- Seksizm w życiu publicznym cały czas jest problemem. Mówienie o kobiecie per „ta panienka” na posiedzeniu komisji rolnictwa w Senacie jest skandaliczne i niedopuszczalne. Właśnie w ten sposób zwrócił się do mnie Władysław Serafin z kółek rolniczych na posiedzeniu dzisiejszej komisji – skarży się w mediach społecznościowych wiceminister rolnictwa Anna Gembicka.
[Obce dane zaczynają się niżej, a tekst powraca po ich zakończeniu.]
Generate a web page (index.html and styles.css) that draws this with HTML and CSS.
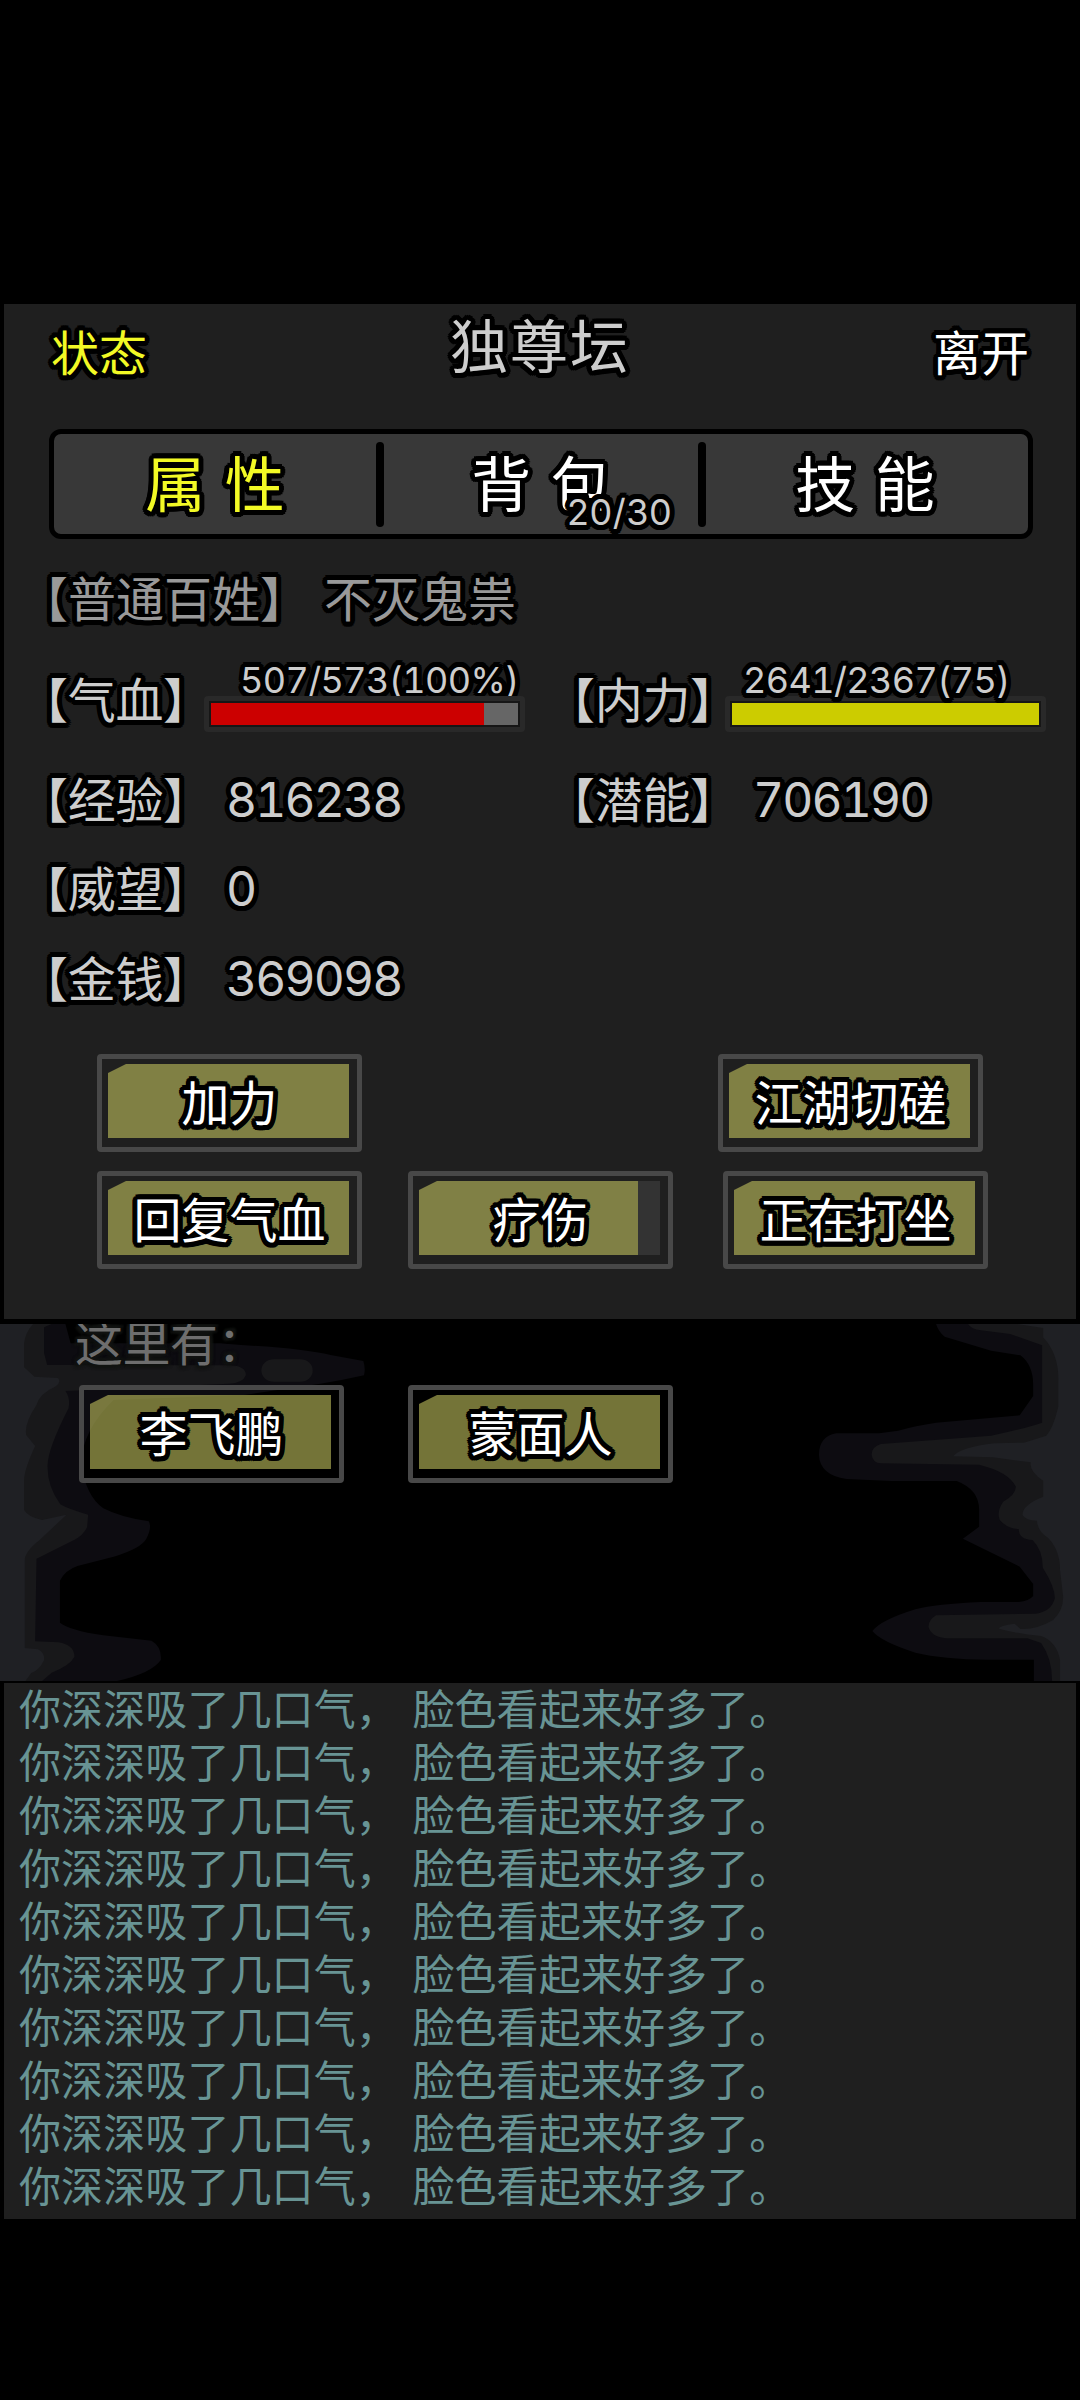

- O nas mówią, że jesteśmy bandytami dręczącymi zwierzęta. Obrażanie rolników w życiu publicznym cały czas jest problemem – pisze na Twiterze Marek Miśko znany z rolniczych protestów przeciwko „Piątce dla zwierząt”. Zdecydowana większość komentujących wpis Gembickiej w mediach społecznościowych, zaleca wiceminister skupienie się na bardziej palących problemach, które bezpośrednio dotyczą rolnictwa. - Jeśli to jest jedyny problem, który widzi Pani podczas trwania komisji rolnictwa i uważa Pani, że właśnie o tym fakcie warto poinformować na Twiterze, to ewidentnie jest Pani na nieodpowiednim stanowisku. Poza tym wszystko okej w rolnictwie? – pyta Jarosław. Inni komentujący wskazują na kontekst wypowiedzi Serafin i mają wątpliwości czy określenie "panienka" mogło mieć zabarwienie pejoratywne.
Seksizm w życiu publicznym cały czas jest problemem. Mówienie o kobiecie per „ta panienka” na posiedzeniu Kom. Rolnictwa w Senacie jest skandaliczne i niedopuszczalne.